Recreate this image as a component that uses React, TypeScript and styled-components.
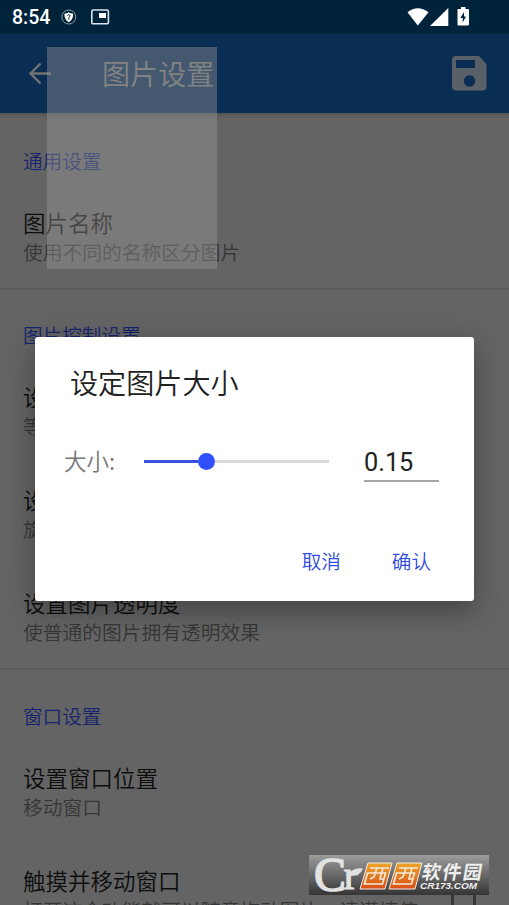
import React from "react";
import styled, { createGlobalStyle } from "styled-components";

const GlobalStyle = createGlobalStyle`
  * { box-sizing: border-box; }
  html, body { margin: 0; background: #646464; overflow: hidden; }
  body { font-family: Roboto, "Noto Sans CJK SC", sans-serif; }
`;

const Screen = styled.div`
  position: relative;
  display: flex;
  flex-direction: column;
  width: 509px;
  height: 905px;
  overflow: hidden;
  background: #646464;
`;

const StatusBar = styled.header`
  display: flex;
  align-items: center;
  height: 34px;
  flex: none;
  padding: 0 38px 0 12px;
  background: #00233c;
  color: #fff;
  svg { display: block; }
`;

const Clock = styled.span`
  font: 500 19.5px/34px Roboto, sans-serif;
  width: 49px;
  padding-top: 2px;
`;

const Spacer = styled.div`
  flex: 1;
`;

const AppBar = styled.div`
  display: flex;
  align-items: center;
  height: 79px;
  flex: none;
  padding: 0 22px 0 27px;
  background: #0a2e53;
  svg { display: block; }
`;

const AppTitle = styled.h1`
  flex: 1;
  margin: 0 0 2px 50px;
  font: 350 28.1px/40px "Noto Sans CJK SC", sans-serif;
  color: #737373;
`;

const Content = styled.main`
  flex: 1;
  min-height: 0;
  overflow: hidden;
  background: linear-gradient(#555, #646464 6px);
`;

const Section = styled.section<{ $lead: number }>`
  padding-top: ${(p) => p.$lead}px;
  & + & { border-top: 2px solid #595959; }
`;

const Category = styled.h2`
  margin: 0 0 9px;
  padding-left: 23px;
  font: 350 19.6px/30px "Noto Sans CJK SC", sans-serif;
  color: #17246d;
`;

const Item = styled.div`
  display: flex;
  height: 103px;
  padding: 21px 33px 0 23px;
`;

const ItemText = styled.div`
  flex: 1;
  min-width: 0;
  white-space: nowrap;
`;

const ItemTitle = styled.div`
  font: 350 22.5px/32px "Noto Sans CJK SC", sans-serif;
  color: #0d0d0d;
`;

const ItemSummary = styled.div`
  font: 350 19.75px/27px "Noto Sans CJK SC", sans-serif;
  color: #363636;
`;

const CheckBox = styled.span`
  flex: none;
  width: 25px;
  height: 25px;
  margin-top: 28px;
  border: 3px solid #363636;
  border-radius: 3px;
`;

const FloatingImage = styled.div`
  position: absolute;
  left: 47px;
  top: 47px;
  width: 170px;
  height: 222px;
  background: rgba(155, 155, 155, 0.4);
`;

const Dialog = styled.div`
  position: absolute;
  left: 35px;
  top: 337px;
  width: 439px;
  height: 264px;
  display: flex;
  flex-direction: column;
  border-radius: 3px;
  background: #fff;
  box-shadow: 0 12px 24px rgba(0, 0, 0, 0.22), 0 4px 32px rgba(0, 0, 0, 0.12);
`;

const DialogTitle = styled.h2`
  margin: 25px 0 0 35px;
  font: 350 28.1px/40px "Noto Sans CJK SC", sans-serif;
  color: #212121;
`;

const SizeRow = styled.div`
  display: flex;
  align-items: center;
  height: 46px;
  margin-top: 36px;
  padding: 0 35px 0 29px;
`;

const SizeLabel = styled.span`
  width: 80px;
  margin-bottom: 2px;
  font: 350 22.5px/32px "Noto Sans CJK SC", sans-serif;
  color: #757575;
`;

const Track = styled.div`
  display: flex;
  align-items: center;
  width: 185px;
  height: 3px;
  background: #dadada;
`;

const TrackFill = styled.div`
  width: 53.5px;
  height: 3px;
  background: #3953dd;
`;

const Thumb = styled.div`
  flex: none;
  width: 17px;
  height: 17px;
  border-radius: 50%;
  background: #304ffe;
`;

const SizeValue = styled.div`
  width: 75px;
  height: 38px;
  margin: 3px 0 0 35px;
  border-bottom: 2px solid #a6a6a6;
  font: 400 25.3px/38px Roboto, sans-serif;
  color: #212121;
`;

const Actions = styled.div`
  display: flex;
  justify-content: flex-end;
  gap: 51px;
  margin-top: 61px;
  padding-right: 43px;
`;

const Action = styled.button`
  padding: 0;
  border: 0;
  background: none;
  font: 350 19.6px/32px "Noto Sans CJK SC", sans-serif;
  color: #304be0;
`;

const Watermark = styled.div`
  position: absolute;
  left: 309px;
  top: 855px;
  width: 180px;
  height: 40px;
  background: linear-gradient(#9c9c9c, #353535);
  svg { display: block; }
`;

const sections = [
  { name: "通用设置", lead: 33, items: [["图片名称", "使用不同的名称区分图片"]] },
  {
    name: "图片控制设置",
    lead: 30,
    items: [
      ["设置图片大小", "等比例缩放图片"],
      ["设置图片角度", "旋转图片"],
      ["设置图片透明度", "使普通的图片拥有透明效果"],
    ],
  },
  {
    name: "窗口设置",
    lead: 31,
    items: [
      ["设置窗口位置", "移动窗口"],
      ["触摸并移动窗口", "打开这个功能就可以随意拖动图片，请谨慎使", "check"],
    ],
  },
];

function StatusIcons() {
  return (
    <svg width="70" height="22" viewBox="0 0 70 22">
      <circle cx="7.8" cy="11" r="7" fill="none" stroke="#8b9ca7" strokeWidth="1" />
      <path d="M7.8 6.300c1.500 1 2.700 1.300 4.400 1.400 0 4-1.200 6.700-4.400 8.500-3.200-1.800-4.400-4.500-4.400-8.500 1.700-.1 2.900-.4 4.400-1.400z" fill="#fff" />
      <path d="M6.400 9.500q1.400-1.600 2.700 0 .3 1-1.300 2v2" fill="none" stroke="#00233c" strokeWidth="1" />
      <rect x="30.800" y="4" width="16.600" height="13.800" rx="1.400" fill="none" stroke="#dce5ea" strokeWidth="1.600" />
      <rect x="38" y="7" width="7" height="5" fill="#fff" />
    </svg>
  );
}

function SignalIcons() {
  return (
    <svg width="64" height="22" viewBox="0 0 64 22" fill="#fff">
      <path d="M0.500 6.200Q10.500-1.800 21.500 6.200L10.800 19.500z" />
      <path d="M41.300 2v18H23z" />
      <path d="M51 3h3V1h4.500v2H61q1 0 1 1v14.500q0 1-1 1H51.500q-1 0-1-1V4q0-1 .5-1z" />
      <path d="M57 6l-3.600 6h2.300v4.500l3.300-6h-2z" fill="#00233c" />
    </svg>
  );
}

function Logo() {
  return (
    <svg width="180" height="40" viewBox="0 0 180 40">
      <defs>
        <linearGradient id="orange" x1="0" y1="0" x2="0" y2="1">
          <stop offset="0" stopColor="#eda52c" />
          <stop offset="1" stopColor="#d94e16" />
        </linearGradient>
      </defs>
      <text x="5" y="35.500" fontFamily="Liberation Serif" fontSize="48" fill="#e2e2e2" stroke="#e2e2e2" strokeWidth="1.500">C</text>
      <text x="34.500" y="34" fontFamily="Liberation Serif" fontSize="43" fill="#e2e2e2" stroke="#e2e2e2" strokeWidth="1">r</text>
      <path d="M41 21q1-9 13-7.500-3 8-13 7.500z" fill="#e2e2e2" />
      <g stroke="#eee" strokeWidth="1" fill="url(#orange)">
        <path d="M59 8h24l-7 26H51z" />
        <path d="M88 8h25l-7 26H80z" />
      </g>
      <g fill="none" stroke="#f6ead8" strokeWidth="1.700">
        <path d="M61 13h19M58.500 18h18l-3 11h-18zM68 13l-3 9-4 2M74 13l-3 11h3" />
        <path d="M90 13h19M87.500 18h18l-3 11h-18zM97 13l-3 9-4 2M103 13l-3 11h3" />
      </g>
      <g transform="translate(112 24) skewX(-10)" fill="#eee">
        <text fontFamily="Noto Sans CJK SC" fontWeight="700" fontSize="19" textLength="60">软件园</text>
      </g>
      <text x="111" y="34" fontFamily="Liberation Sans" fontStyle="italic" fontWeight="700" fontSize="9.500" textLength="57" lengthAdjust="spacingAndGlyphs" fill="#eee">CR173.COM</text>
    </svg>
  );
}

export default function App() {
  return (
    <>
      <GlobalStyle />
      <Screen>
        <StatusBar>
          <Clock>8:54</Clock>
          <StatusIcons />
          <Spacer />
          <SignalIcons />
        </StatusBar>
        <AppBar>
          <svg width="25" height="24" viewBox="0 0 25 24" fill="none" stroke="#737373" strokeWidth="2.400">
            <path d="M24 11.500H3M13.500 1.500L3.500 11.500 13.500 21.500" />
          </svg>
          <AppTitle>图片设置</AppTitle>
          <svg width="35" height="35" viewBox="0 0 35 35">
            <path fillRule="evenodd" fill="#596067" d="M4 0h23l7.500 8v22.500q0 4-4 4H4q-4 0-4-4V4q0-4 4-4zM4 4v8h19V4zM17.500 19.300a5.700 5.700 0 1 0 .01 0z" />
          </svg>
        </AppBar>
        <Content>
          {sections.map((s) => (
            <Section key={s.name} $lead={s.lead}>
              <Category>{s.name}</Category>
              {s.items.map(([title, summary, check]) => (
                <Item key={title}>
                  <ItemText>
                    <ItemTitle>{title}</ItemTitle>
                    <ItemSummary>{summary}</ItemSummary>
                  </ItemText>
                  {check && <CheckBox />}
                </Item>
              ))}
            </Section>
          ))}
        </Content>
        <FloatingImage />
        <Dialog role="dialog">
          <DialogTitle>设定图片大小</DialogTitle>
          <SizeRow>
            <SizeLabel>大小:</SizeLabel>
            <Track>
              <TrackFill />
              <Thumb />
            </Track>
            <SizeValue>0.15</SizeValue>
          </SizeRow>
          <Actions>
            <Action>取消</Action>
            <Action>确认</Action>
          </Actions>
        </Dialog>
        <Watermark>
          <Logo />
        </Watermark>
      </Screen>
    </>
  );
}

········

Exercise
How many lines of the listing include the string "React"? Answer with the number alone.

Output of the task
2